Sea of Lies features Rear Admiral Zhao Zhiyuan, a fictionalized head of Unit #61398 who plays a prominent role in linking Iran and China in one of the main plot lines. The imagined collaboration of these unlikely bedfellows in a nefarious Distributed Denial of Service plot against the National Geospatial-Intelligence Agency (“NGA”) is yet another reason I’m unlikely to be visiting either Teheran or Shanghai any time soon.
As a footnote, peer computer security company FireEye bought Mandiant for $1bn in early 2014. I suspect that Mandiant’s exposé on PLA Unit #61398 boosted its value. I’m not quite as optimistic as to what True Lies might someday fetch at auction.
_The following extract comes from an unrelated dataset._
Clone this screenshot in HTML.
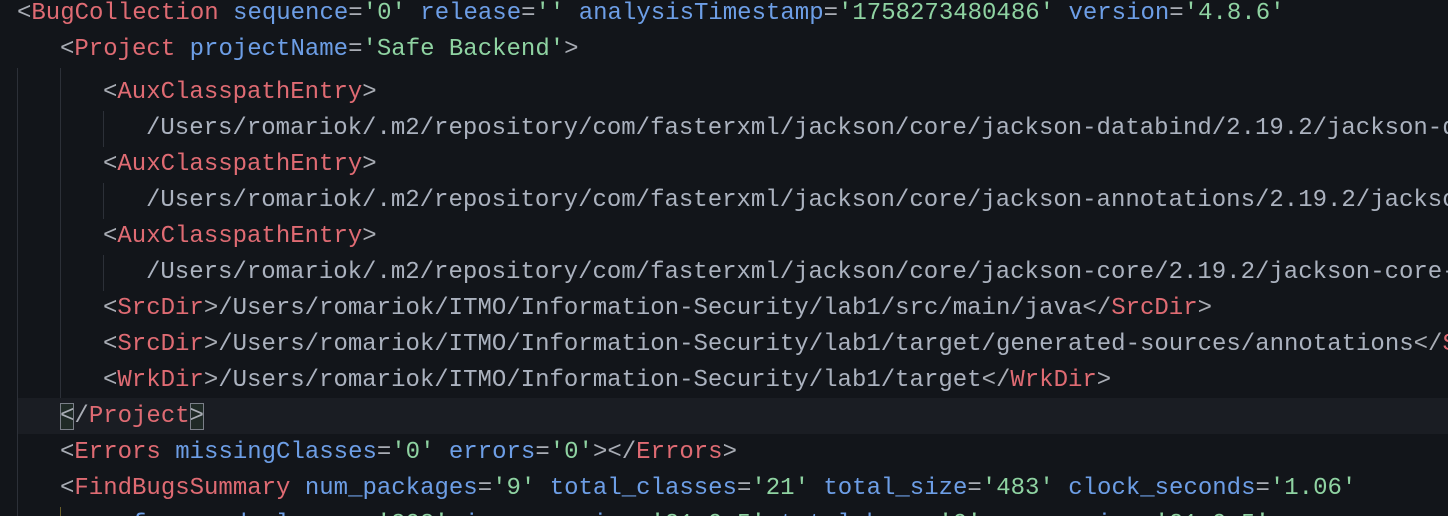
<!DOCTYPE html>
<html><head><meta charset="utf-8"><style>
html,body{margin:0;padding:0;width:1448px;height:516px;overflow:hidden;background:#12151a;}
#w{position:absolute;left:0;top:0;width:1448px;height:516px;overflow:hidden;}
.l{position:absolute;left:0;height:36px;line-height:36px;white-space:pre;font-family:"Liberation Mono",monospace;font-size:24px;color:#abb2bf;}
.t{color:#df6b73}.a{color:#6d9ee6}.s{color:#8fd3a2}.p{color:#a9adb5}
.g{position:absolute;width:1px;background:#2c3038}
.hl{position:absolute;left:17px;right:0;top:398px;height:36px;background:#1a1d23}
.box{outline:1px solid #7a7f88;outline-offset:-1px;background:#1f2a26}
.sticky{position:absolute;left:0;top:0;width:1448px;height:68px;background:#12151a;overflow:hidden}
</style></head><body><div id="w">
<div class="hl"></div>
<div class="g" style="left:17px;top:68px;height:448px"></div>
<div class="g" style="left:60px;top:68px;height:330px"></div>
<div class="g" style="left:103px;top:111px;height:36px"></div>
<div class="g" style="left:103px;top:183px;height:36px"></div>
<div class="g" style="left:103px;top:255px;height:36px"></div>
<div class="g" style="left:60px;top:507px;height:9px;background:#6b5f2a"></div>

<div class="l" style="top:75px;left:103px"><span class="p">&lt;</span><span class="t">AuxClasspathEntry</span><span class="p">&gt;</span></div>
<div class="l" style="top:111px;left:146px">/Users/romariok/.m2/repository/com/fasterxml/jackson/core/jackson-databind/2.19.2/jackson-databind-2.19.2.jar</div>
<div class="l" style="top:147px;left:103px"><span class="p">&lt;</span><span class="t">AuxClasspathEntry</span><span class="p">&gt;</span></div>
<div class="l" style="top:183px;left:146px">/Users/romariok/.m2/repository/com/fasterxml/jackson/core/jackson-annotations/2.19.2/jackson-annotations.jar</div>
<div class="l" style="top:219px;left:103px"><span class="p">&lt;</span><span class="t">AuxClasspathEntry</span><span class="p">&gt;</span></div>
<div class="l" style="top:255px;left:146px">/Users/romariok/.m2/repository/com/fasterxml/jackson/core/jackson-core/2.19.2/jackson-core-2.19.2.jar</div>
<div class="l" style="top:291px;left:103px"><span class="p">&lt;</span><span class="t">SrcDir</span><span class="p">&gt;</span>/Users/romariok/ITMO/Information-Security/lab1/src/main/java<span class="p">&lt;/</span><span class="t">SrcDir</span><span class="p">&gt;</span></div>
<div class="l" style="top:327px;left:103px"><span class="p">&lt;</span><span class="t">SrcDir</span><span class="p">&gt;</span>/Users/romariok/ITMO/Information-Security/lab1/target/generated-sources/annotations<span class="p">&lt;/</span><span class="t">SrcDir</span><span class="p">&gt;</span></div>
<div class="l" style="top:363px;left:103px"><span class="p">&lt;</span><span class="t">WrkDir</span><span class="p">&gt;</span>/Users/romariok/ITMO/Information-Security/lab1/target<span class="p">&lt;/</span><span class="t">WrkDir</span><span class="p">&gt;</span></div>
<div class="l" style="top:399px;left:60px"><span class="p box">&lt;</span><span class="p">/</span><span class="t">Project</span><span class="p box">&gt;</span></div>
<div class="l" style="top:435px;left:60px"><span class="p">&lt;</span><span class="t">Errors</span> <span class="a">missingClasses</span><span class="p">=</span><span class="s">'0'</span> <span class="a">errors</span><span class="p">=</span><span class="s">'0'</span><span class="p">&gt;&lt;/</span><span class="t">Errors</span><span class="p">&gt;</span></div>
<div class="l" style="top:471px;left:60px"><span class="p">&lt;</span><span class="t">FindBugsSummary</span> <span class="a">num_packages</span><span class="p">=</span><span class="s">'9'</span> <span class="a">total_classes</span><span class="p">=</span><span class="s">'21'</span> <span class="a">total_size</span><span class="p">=</span><span class="s">'483'</span> <span class="a">clock_seconds</span><span class="p">=</span><span class="s">'1.06'</span></div>
<div class="l" style="top:507px;left:103px"><span class="a">referenced_classes</span><span class="p">=</span><span class="s">'303'</span> <span class="a">java_version</span><span class="p">=</span><span class="s">'21.0.5'</span> <span class="a">total_bugs</span><span class="p">=</span><span class="s">'0'</span> <span class="a">vm_version</span><span class="p">=</span><span class="s">'21.0.5'</span></div>

<div class="sticky">
<div class="l" style="top:-4px;left:17px"><span class="p">&lt;</span><span class="t">BugCollection</span> <span class="a">sequence</span><span class="p">=</span><span class="s">'0'</span> <span class="a">release</span><span class="p">=</span><span class="s">''</span> <span class="a">analysisTimestamp</span><span class="p">=</span><span class="s">'1758273480486'</span> <span class="a">version</span><span class="p">=</span><span class="s">'4.8.6'</span></div>
<div class="l" style="top:32px;left:60px"><span class="p">&lt;</span><span class="t">Project</span> <span class="a">projectName</span><span class="p">=</span><span class="s">'Safe Backend'</span><span class="p">&gt;</span></div>
</div>
</div></body></html>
As per the rest of July, today’s blog lacks photos and more detailed sources. Next week I’m out of the North Woods.
Bradley West, British Columbia, 26 July 2015
China, no bastion of human freedom or respecter of others’ property
China is the world’s newest superpower and history’s most sophisticated and longstanding suppressor of human expression. Recall that the first emperor Qin Shi Huangdi oversaw the burning of Confucian texts in 213 B.C. China valued censorship then as it does now. The flip side is that China is equally committed to stealing military, political, economic and industrial secrets of friends and rivals alike.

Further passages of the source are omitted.